Антонию. Не Октавиану и Антонию, а Антонию. Октавиан, если слухи верны, прятался в это время где-то в болотах. Он явился только на следующий день, пешком, мокрый насквозь, весь облепленный тиной и без плаща. Когда Антоний спросил его, в чём дело, Октавиан только и мог ответить, что его врачу приснился сон, будто он (Октавиан) должен покинуть лагерь перед сражением. Где он находился всё это время? Октавиан так и не сказал.
Впоследствии Антоний как-то высмеял Октавиана за то, что он струсил, и пятно на репутации Октавиана осталось ещё надолго.
Октавиан, конечно, настоящий трус. Я знаю это по собственным наблюдениям: он, к примеру, панически боится грома и будет прятаться в подвале до тех пор, пока гроза не кончится. Но всё не так просто. С Октавианом всегда всё непросто.
Вспомните наши инстинктивные реакции. Если мы схватим руками что-нибудь слишком горячее — миску обжигающего супа, например, или раскалённое железо, — мы тут же это отбросим. Мы не рассуждаем: «Если я уроню миску, то суп разольётся» или «Если я брошу эту железку, то может начаться пожар». Никаких мыслей. Реакция непроизвольная.
У Октавиана всё по-другому. Между действием и реакцией он ухитряется вклинить мысль. Может, он и трус, но обладает способностью не дать трусости взять верх над собственными интересами. Возьмите, к примеру, его поведение во время испанской кампании или во втором сражении при Филиппах, когда он подхватил упавшее знамя и пронёс его сквозь пекло битвы. В этих условиях обстоятельства требовали, чтобы он показал мужество, и он его показал.
Я не сужу его, а лишь отмечаю факт. Возможно, он был по-настоящему храбр, победив собственный страх и подчинив его разуму. Не знаю. Но его поступки поражают хладнокровием и слишком хорошо согласуются с его расчётливой натурой. Его трусость до сражения при Филиппах меньше соответствовала его характеру, но зато свидетельствовала, что хотя бы в глубине души у него был проблеск человечности.
По смерти Кассия Бруту пришлось всю тяжесть борьбы взвалить на себя. От природы более осторожный, чем его товарищ, он ничего не предпринимал, в надежде, что приближающаяся зима сделает позиции врага непригодными для обороны: его флот угрожал снабжению неприятеля продовольствием, а Эгнатиева дорога[161] была единственным путём на юг. Но всё-таки дезертирство и давление собственных офицеров вынудило Брута к действиям. Двадцать третьего октября он пошёл в наступление. Республиканцы были разгромлены, и Брут, видя, что его дело погибло, лишил себя жизни.

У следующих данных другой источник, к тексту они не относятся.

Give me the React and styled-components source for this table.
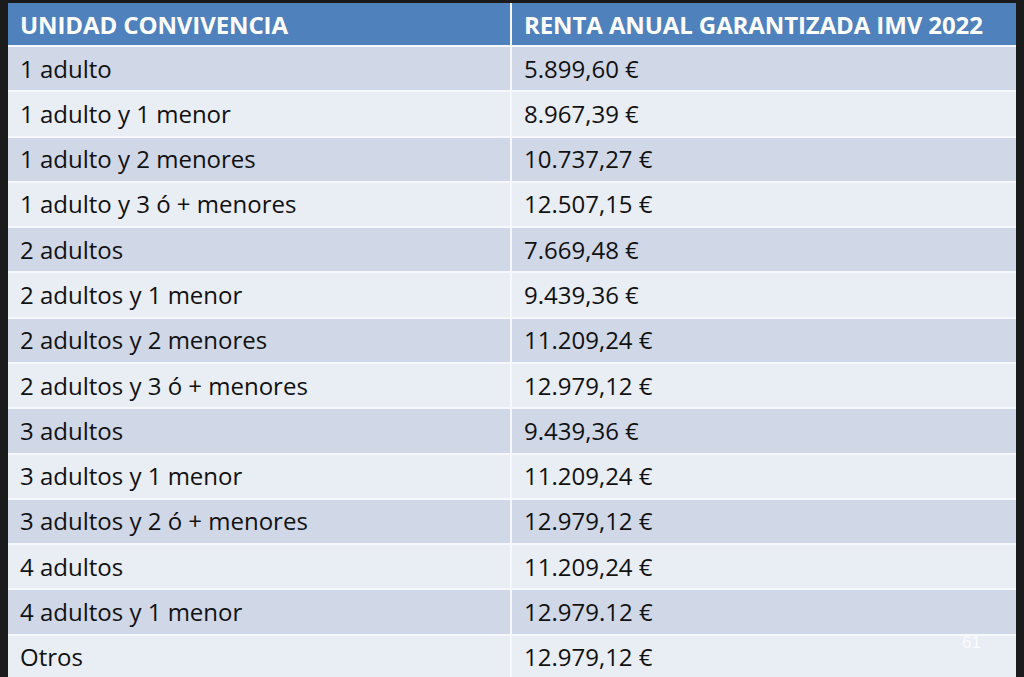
import React from "react"
import styled, { createGlobalStyle } from "styled-components"

const rows = [
  ["1 adulto", "5.899,60 €"],
  ["1 adulto y 1 menor", "8.967,39 €"],
  ["1 adulto y 2 menores", "10.737,27 €"],
  ["1 adulto y 3 ó + menores", "12.507,15 €"],
  ["2 adultos", "7.669,48 €"],
  ["2 adultos y 1 menor", "9.439,36 €"],
  ["2 adultos y 2 menores", "11.209,24 €"],
  ["2 adultos y 3 ó + menores", "12.979,12 €"],
  ["3 adultos", "9.439,36 €"],
  ["3 adultos y 1 menor", "11.209,24 €"],
  ["3 adultos y 2 ó + menores", "12.979,12 €"],
  ["4 adultos", "11.209,24 €"],
  ["4 adultos y 1 menor", "12.979.12 €"],
  ["Otros", "12.979,12 €"],
]

const GlobalStyle = createGlobalStyle`
  html, body {
    margin: 0;
    padding: 0;
    background: #1b1b1b;
    overflow: hidden;
  }
  body {
    font-family: "Open Sans", "Liberation Sans", sans-serif;
  }
`

const Slide = styled.div`
  position: relative;
  width: 1024px;
  height: 677px;
  padding: 3px 8px 0 8px;
  box-sizing: border-box;
`

// header row + 14 data rows, white hairlines between cells
const Table = styled.div`
  display: grid;
  grid-template-columns: 502px 504px;
  grid-template-rows: 42px repeat(14, 1fr);
  height: 676px;
  column-gap: 2px;
  row-gap: 2px;
  background: #f6f8fb;
`

const Cell = styled.div`
  display: flex;
  align-items: center;
  padding: 0 12px 1px;
  font-size: 24px;
  color: #111111;
  background: ${(p) => (p.$odd ? "#d0d8e8" : "#e9edf4")};
  white-space: nowrap;
`

const HeadCell = styled(Cell)`
  background: #4f81bd;
  color: #ffffff;
  font-weight: 700;
  letter-spacing: -0.1px;
  padding-top: 1px;
`

const PageNum = styled.span`
  position: absolute;
  left: 962px;
  top: 633px;
  font-family: "Liberation Sans", sans-serif;
  font-size: 17px;
  color: #ffffff;
  opacity: 0.8;
`

export default function App() {
  return (
    <Slide>
      <GlobalStyle />
      <Table>
        <HeadCell>UNIDAD CONVIVENCIA</HeadCell>
        <HeadCell>RENTA ANUAL GARANTIZADA IMV 2022</HeadCell>
        {rows.map(([unit, amount], i) => (
          <React.Fragment key={unit}>
            <Cell $odd={i % 2 === 0}>{unit}</Cell>
            <Cell $odd={i % 2 === 0}>{amount}</Cell>
          </React.Fragment>
        ))}
      </Table>
      <PageNum>61</PageNum>
    </Slide>
  )
}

Позвольте мне сразу сказать, что я разделял — и до сих пор разделяю — мнение о битве при Филиппах. Я не республиканец. Тот, кто всерьёз считает, что республиканское правительство принесло вред и продолжало бы причинять ущерб, если бы исход сражения был другим, — тот не может быть республиканцем. Чтобы финансировать кампанию, Брут и Кассий были совершенно беспощадны. Совместными усилиями они обескровили Азию. Когда один город, Ксанф[162], отказался платить, они осадили его. Чем сдаваться на сомнительную милость тираноубийц, жители Ксанфа подожгли свой город и совершили массовое самоубийство на Рыночной площади: мужчины, женщины, дети — все. По мне, так это достойно осуждения. Система управления, вызывающая подобную реакцию, — нравственно глубоко испорчена.
Свобода может расцвести на крови, но, как правило, это кровь невинных людей.
Мне больше импонирует Кассий, чем Брут. У Кассия, как и у Антония, была спасительная сила гнева — не могу найти более подходящего слова.
Он был истинно гомеровский герой, со всеми присущими герою лучшими качествами: храбростью, импульсивностью, великодушием и острым чувством чести. Естественно, он обладал и недостатками гомеровских героев: гордыней, опрометчивостью, неприкрытым эгоизмом и склонностью не столько к разумным, сколько к инстинктивным действиям. Можно восхищаться человеческими чертами Ахилла и Агамемнона[163], но вряд ли кто-нибудь захочет жить под их началом.
Брут отличался от Кассия. Это был анти-Октавиан: так же, как и его враг, холодный, самодовольный фанатик, но без правоты Октавиана. В конечном счёте на стороне Октавиана, по крайней мере, было право. Брут был просто опасен, и мир без него стал лучше.